Perrino called ME/CFS/FM patients “extraordinarily complicated” and didn’t believe that narcolepsy is the full answer. He felt that immune dysfunction and dysautonomia are also involved.

narcolepsy ME/CFS fibromyalgia

Narcolepsy is not currently considered a comorbidity in ME/CFS/FM but its symptom overlap is high.

We were going to continue Perrino’s thoughts on those aspects of ME/CFS/FM when our communication suddenly ceased. Attempts over the next couple of years to contact him failed. I was very much surprised as he had contacted me and was quite eager to share his thoughts on these diseases.

Xyrem had been a life-saver for him personally, but when I last heard from him, he was having trouble getting the drug. I wonder if that had something to do with it.

In the end, I think what Perrino wanted most was a deeper exploration of the narcoleptic aspects of ME/CFS/FM. The careful patient histories, sleep studies, and his own and his patients’ success with Xyrem led him to believe that ME/CFS/FM patients often fell somewhere on the narcoleptic spectrum.

Narcolepsy, ME/CFS/FM, and Long COVID

While ME/CFS/FM and long COVID display similar symptoms (fatigue, unrefreshing sleep, brain fog, dysautonomia), they are considered separate diseases.

One symptom, daytime sleepiness, which is found in all three, struck me, as a sleep study I did found that once the lights were turned out during the day, I quickly fell asleep. I was characterized with severe daytime sleepiness. I do not, however, have other symptoms of narcolepsy

Perrino’s idea that narcolepsy is a spectrum disorder is being vindicated. While narcolepsy has traditionally been divided into two categories – one with cataplexy (which includes a loss of orexin-producing neurons in the hypothalamus) and one without cataplexy – other variants have shown up.

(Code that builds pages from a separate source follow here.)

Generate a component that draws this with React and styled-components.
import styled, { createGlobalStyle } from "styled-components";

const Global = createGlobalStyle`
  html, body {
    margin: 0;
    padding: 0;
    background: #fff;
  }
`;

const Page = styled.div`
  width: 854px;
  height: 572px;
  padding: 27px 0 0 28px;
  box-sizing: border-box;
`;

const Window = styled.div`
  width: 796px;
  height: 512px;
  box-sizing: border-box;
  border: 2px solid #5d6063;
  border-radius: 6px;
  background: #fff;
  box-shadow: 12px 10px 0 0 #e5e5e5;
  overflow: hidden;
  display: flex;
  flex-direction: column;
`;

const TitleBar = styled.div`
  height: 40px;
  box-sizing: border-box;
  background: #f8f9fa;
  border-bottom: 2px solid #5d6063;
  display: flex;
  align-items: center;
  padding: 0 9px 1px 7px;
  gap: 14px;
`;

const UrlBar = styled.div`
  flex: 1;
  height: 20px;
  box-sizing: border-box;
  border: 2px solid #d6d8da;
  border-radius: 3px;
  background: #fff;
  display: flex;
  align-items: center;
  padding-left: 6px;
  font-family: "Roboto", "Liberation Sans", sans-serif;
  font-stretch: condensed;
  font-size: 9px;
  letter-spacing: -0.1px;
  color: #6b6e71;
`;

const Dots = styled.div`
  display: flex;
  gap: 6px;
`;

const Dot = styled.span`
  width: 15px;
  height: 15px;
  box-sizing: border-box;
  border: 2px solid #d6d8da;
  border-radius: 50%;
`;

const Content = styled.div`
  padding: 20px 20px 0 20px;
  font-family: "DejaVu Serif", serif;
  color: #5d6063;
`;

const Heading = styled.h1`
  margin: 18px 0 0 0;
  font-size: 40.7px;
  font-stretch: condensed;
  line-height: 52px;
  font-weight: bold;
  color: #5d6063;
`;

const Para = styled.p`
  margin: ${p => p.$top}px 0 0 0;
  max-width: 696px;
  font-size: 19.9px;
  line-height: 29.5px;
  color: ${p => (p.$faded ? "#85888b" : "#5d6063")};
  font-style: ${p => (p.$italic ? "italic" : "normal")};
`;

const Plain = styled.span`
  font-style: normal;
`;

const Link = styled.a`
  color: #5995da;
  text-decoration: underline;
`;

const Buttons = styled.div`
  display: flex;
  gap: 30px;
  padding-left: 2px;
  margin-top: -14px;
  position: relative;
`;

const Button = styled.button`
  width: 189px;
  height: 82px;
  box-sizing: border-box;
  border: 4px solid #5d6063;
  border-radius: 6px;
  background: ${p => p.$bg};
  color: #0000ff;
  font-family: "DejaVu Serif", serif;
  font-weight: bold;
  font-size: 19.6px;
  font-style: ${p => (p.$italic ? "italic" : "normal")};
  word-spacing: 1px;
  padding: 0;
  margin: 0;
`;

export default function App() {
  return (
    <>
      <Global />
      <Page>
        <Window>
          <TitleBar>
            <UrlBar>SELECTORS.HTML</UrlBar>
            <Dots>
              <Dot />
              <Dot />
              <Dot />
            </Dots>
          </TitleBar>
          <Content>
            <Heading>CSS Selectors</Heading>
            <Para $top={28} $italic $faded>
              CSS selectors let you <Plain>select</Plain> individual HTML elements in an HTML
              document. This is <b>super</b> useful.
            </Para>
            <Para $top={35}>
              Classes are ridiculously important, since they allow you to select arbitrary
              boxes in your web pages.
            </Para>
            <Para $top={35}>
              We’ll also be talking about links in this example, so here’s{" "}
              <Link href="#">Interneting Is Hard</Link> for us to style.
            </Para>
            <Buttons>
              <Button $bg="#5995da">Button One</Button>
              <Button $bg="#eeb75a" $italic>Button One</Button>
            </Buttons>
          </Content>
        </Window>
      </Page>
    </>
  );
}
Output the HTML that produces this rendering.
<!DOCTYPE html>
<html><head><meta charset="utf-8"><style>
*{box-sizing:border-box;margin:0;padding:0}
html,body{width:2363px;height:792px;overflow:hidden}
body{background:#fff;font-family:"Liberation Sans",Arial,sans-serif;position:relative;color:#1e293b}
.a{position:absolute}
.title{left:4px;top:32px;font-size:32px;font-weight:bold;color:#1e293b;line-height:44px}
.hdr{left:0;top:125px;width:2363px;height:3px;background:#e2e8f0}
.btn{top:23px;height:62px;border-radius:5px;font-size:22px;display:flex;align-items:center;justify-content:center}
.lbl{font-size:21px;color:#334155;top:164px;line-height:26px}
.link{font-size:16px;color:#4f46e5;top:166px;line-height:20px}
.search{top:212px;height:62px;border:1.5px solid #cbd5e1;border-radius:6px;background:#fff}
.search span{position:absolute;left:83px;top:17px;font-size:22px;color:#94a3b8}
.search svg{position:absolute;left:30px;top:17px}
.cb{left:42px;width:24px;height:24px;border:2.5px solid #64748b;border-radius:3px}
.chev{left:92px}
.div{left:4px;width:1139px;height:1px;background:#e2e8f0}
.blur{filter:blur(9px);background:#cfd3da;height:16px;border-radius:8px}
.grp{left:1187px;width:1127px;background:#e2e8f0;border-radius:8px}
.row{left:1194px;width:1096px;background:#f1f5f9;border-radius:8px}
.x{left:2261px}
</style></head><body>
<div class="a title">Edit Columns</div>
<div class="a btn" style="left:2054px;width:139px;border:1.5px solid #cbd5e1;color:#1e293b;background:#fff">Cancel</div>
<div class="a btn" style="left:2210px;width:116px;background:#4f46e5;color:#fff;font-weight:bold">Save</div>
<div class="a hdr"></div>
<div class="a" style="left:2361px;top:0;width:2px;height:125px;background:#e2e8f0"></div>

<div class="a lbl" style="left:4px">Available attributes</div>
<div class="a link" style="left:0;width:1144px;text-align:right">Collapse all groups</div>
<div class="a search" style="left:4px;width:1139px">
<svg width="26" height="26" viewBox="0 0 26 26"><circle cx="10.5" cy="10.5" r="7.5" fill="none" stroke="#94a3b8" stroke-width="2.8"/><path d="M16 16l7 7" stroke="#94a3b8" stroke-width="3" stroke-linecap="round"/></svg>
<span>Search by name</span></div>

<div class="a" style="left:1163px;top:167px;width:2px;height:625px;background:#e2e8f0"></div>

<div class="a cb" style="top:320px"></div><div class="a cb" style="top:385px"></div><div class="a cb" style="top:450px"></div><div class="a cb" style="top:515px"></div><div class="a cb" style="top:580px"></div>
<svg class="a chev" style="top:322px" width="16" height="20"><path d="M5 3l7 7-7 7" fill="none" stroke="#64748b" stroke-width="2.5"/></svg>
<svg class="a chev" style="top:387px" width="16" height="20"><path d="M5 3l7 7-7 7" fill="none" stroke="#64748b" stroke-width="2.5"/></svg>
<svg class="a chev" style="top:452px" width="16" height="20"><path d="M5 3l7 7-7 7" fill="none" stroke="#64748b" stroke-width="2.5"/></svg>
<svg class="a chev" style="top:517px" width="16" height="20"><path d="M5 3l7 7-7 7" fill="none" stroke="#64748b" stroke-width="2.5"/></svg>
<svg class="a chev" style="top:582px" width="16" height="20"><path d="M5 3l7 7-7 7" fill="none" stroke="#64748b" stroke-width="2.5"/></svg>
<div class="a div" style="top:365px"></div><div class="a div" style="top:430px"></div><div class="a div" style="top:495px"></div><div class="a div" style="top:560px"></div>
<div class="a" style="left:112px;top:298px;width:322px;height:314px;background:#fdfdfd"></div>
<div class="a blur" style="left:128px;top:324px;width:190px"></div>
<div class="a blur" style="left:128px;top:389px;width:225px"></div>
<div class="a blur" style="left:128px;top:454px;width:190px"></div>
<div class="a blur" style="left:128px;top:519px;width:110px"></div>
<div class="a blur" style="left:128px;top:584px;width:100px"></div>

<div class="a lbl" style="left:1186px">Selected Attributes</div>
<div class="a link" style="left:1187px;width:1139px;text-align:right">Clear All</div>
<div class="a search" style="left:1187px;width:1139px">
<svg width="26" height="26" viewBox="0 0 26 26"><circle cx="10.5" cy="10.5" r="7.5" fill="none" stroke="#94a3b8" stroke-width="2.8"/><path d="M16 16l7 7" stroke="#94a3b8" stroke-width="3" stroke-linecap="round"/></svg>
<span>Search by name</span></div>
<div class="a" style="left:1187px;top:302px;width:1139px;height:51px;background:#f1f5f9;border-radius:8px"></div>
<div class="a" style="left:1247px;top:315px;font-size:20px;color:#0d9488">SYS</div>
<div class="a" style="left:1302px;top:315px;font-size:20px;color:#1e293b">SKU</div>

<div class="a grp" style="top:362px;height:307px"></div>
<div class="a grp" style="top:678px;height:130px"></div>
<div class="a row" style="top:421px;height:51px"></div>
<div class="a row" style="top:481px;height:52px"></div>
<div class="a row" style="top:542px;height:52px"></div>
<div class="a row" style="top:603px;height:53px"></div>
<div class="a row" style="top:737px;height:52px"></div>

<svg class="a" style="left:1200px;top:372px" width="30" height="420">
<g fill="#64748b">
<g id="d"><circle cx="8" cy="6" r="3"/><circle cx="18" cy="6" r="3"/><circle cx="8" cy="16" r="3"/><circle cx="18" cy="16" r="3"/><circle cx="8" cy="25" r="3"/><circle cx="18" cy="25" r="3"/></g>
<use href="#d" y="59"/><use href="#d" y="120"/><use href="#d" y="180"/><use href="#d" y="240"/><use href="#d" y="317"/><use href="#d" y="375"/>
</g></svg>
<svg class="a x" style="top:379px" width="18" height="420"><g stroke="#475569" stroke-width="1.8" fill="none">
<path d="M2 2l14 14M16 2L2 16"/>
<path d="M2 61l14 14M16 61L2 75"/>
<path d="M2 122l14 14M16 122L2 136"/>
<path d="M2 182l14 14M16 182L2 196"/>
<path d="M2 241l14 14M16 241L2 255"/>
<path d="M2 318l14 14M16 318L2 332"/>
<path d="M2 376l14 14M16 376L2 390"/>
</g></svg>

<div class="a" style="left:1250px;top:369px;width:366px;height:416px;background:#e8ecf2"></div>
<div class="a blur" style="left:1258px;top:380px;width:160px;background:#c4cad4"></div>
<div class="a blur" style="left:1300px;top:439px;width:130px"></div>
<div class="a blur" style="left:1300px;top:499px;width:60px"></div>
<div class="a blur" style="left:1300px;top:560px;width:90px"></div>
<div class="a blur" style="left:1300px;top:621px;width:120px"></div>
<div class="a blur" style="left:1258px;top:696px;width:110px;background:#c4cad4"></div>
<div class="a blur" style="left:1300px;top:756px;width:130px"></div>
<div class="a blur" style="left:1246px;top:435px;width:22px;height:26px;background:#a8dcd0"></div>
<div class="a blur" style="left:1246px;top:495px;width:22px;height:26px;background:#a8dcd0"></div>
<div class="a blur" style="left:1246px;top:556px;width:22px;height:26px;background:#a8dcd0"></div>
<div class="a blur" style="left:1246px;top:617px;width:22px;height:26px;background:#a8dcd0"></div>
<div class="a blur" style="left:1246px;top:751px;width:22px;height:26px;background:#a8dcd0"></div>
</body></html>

While some people have a complete loss of the hypocretin neurons, others show partial losses or fluctuating levels of hypocretin. It’s now recognized that the symptoms of cataplexy can range from sometimes subtle states of daytime drowsiness to abrupt falls.

Narcolepsy also overlaps with idiopathic hypersomnia. (One of the RECOVER Initiative’s clinical trials is on hypersomnia in long COVID.) Researchers are increasingly using the umbrella term “central disorders of hypersomnolence to describe narcolepsy types, idiopathic hypersomnia, and related conditions as a spectrum of overlapping disorders.

Getting Answers – the Mullington ME/CFS Sleep Study

We’re going to learn more about a key narcoleptic neuropeptide called orexin-A in ME/CFS. The Open Medicine Foundation-funded study by Dr. Mullington, who wrote a book chapter about the role orexin plays in sleep, is the first to measure orexin-A in ME/CFS patients’ cerebrospinal fluid samples.

An ME/CFS Sleep Study Goes Where No Sleep Study Has Gone Before

 

Orexin-containing neurons project from the hypothalamus into brain regions that produce three factors – histamine, dopamine, and norepinephrine – that are important in sleep and may be major factors in ME/CFS overall. Besides the sleep/wake cycle, orexin is also involved in energy homeostasis and autonomic nervous system regulation. Additionally, because of orexin’s role in wakefulness and alertness, low orexin levels may be implicated in cognitive function.

narcolepsy

Are some people with ME/CFS on the narcoleptic spectrum? Dr Mullington’s sleep study will provide some answers.

Some studies have found a relationship between decreased orexin levels and attention deficit hyperactivity disorder (ADHD) – a condition that may have a high comorbidity with ME/CFS. While low orexin-a levels are not necessary for narcolepsy, Mullington’s study could uncover a narcoleptic-like subset in ME/CFS. The study is moving fast – results are expected by the end of this year.

That could help on the treatment end, as 26 orexin-enhancing drugs are in the pipeline and one is up for FDA approval this year. Several more are showing promising results in phase 2 studies. Orexin-enhancing drugs are clearly a growth field.